= WRITTEN PROBLEM =
Restate the listing below word for word, omitting any images.

= INFORMATION SHOWN =
----

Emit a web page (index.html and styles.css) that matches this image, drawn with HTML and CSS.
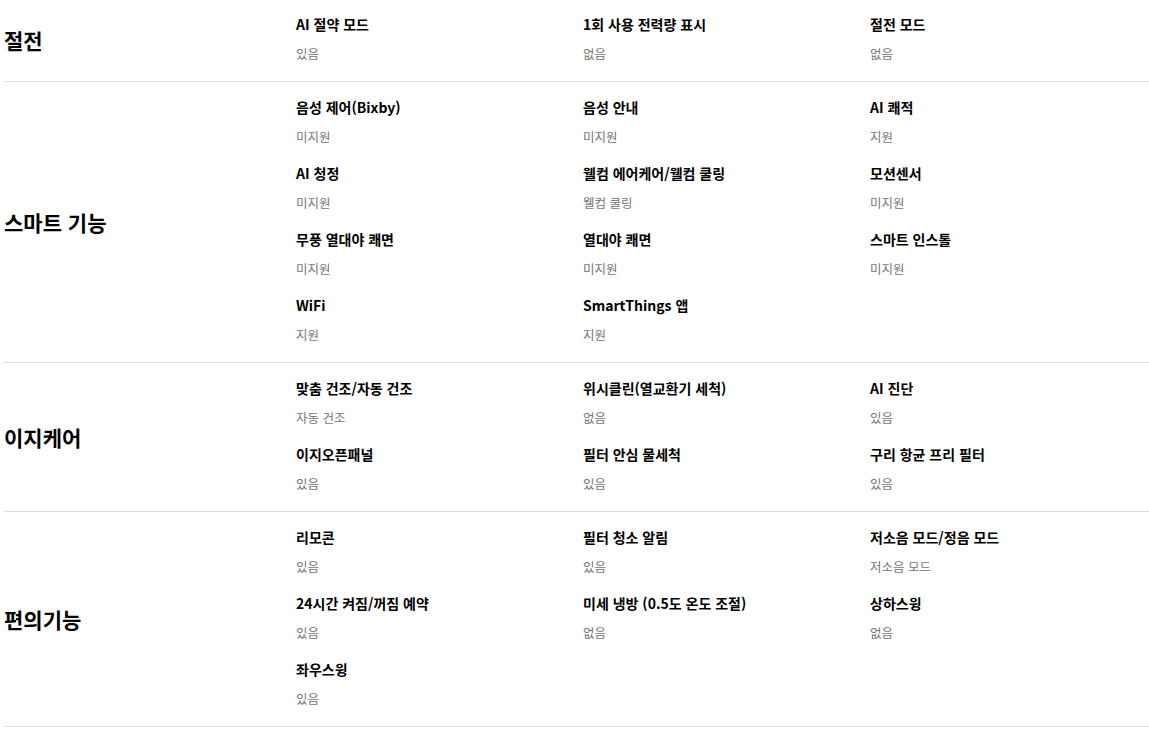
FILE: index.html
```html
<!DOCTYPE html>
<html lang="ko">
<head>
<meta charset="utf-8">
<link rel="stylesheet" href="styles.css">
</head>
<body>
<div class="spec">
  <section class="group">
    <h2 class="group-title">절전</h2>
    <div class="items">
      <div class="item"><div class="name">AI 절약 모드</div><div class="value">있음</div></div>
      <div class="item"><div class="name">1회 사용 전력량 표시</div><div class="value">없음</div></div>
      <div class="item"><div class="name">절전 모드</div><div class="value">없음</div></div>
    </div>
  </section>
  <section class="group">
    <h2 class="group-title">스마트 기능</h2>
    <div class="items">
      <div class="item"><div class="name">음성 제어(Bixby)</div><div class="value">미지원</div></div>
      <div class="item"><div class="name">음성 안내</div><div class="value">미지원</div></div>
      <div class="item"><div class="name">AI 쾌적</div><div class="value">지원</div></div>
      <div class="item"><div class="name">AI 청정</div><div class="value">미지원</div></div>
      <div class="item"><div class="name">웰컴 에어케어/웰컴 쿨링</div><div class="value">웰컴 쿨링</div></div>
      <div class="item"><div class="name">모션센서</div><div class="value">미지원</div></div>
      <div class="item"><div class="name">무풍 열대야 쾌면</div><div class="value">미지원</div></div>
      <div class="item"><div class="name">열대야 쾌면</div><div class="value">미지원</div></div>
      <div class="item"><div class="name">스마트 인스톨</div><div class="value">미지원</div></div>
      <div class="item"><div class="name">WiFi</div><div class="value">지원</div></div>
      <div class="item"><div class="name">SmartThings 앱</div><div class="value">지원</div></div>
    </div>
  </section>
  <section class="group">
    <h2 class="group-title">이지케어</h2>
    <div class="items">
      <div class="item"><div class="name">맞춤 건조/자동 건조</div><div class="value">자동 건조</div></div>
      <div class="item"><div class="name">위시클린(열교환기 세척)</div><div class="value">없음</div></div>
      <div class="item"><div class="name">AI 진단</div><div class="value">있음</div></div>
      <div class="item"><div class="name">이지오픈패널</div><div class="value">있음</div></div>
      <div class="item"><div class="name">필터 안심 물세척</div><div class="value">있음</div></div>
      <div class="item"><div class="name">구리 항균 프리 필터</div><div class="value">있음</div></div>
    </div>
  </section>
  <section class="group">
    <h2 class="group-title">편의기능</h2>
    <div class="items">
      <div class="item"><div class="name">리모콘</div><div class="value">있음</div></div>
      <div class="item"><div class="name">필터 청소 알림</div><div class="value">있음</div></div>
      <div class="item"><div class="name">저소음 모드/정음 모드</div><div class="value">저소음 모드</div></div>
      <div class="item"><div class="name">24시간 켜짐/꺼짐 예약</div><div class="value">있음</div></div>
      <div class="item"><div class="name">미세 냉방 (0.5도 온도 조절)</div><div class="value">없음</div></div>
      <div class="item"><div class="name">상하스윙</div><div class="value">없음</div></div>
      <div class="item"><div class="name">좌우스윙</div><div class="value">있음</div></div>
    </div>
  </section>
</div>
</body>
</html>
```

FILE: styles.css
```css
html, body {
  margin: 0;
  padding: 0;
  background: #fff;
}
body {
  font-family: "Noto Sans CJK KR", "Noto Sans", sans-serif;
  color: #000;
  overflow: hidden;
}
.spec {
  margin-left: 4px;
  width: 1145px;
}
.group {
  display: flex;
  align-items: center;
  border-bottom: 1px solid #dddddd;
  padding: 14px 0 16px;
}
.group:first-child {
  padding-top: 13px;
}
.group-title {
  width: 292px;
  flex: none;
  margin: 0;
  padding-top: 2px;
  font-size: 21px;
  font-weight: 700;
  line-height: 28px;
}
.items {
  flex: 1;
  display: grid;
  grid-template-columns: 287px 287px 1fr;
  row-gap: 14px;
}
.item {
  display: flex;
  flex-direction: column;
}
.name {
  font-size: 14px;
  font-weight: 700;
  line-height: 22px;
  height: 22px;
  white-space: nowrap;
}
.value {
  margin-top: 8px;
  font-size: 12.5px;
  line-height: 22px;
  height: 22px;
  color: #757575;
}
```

----

= WORKED SOLUTION =
Emit a web page (index.html and styles.css) that matches this image, drawn with HTML and CSS.
FILE: index.html
```html
<!DOCTYPE html>
<html lang="ko">
<head>
<meta charset="utf-8">
<link rel="stylesheet" href="styles.css">
</head>
<body>
<div class="spec">
  <section class="group">
    <h2 class="group-title">절전</h2>
    <div class="items">
      <div class="item"><div class="name">AI 절약 모드</div><div class="value">있음</div></div>
      <div class="item"><div class="name">1회 사용 전력량 표시</div><div class="value">없음</div></div>
      <div class="item"><div class="name">절전 모드</div><div class="value">없음</div></div>
    </div>
  </section>
  <section class="group">
    <h2 class="group-title">스마트 기능</h2>
    <div class="items">
      <div class="item"><div class="name">음성 제어(Bixby)</div><div class="value">미지원</div></div>
      <div class="item"><div class="name">음성 안내</div><div class="value">미지원</div></div>
      <div class="item"><div class="name">AI 쾌적</div><div class="value">지원</div></div>
      <div class="item"><div class="name">AI 청정</div><div class="value">미지원</div></div>
      <div class="item"><div class="name">웰컴 에어케어/웰컴 쿨링</div><div class="value">웰컴 쿨링</div></div>
      <div class="item"><div class="name">모션센서</div><div class="value">미지원</div></div>
      <div class="item"><div class="name">무풍 열대야 쾌면</div><div class="value">미지원</div></div>
      <div class="item"><div class="name">열대야 쾌면</div><div class="value">미지원</div></div>
      <div class="item"><div class="name">스마트 인스톨</div><div class="value">미지원</div></div>
      <div class="item"><div class="name">WiFi</div><div class="value">지원</div></div>
      <div class="item"><div class="name">SmartThings 앱</div><div class="value">지원</div></div>
    </div>
  </section>
  <section class="group">
    <h2 class="group-title">이지케어</h2>
    <div class="items">
      <div class="item"><div class="name">맞춤 건조/자동 건조</div><div class="value">자동 건조</div></div>
      <div class="item"><div class="name">위시클린(열교환기 세척)</div><div class="value">없음</div></div>
      <div class="item"><div class="name">AI 진단</div><div class="value">있음</div></div>
      <div class="item"><div class="name">이지오픈패널</div><div class="value">있음</div></div>
      <div class="item"><div class="name">필터 안심 물세척</div><div class="value">있음</div></div>
      <div class="item"><div class="name">구리 항균 프리 필터</div><div class="value">있음</div></div>
    </div>
  </section>
  <section class="group">
    <h2 class="group-title">편의기능</h2>
    <div class="items">
      <div class="item"><div class="name">리모콘</div><div class="value">있음</div></div>
      <div class="item"><div class="name">필터 청소 알림</div><div class="value">있음</div></div>
      <div class="item"><div class="name">저소음 모드/정음 모드</div><div class="value">저소음 모드</div></div>
      <div class="item"><div class="name">24시간 켜짐/꺼짐 예약</div><div class="value">있음</div></div>
      <div class="item"><div class="name">미세 냉방 (0.5도 온도 조절)</div><div class="value">없음</div></div>
      <div class="item"><div class="name">상하스윙</div><div class="value">없음</div></div>
      <div class="item"><div class="name">좌우스윙</div><div class="value">있음</div></div>
    </div>
  </section>
</div>
</body>
</html>
```

FILE: styles.css
```css
html, body {
  margin: 0;
  padding: 0;
  background: #fff;
}
body {
  font-family: "Noto Sans CJK KR", "Noto Sans", sans-serif;
  color: #000;
  overflow: hidden;
}
.spec {
  margin-left: 4px;
  width: 1145px;
}
.group {
  display: flex;
  align-items: center;
  border-bottom: 1px solid #dddddd;
  padding: 14px 0 16px;
}
.group:first-child {
  padding-top: 13px;
}
.group-title {
  width: 292px;
  flex: none;
  margin: 0;
  padding-top: 2px;
  font-size: 21px;
  font-weight: 700;
  line-height: 28px;
}
.items {
  flex: 1;
  display: grid;
  grid-template-columns: 287px 287px 1fr;
  row-gap: 14px;
}
.item {
  display: flex;
  flex-direction: column;
}
.name {
  font-size: 14px;
  font-weight: 700;
  line-height: 22px;
  height: 22px;
  white-space: nowrap;
}
.value {
  margin-top: 8px;
  font-size: 12.5px;
  line-height: 22px;
  height: 22px;
  color: #757575;
}
```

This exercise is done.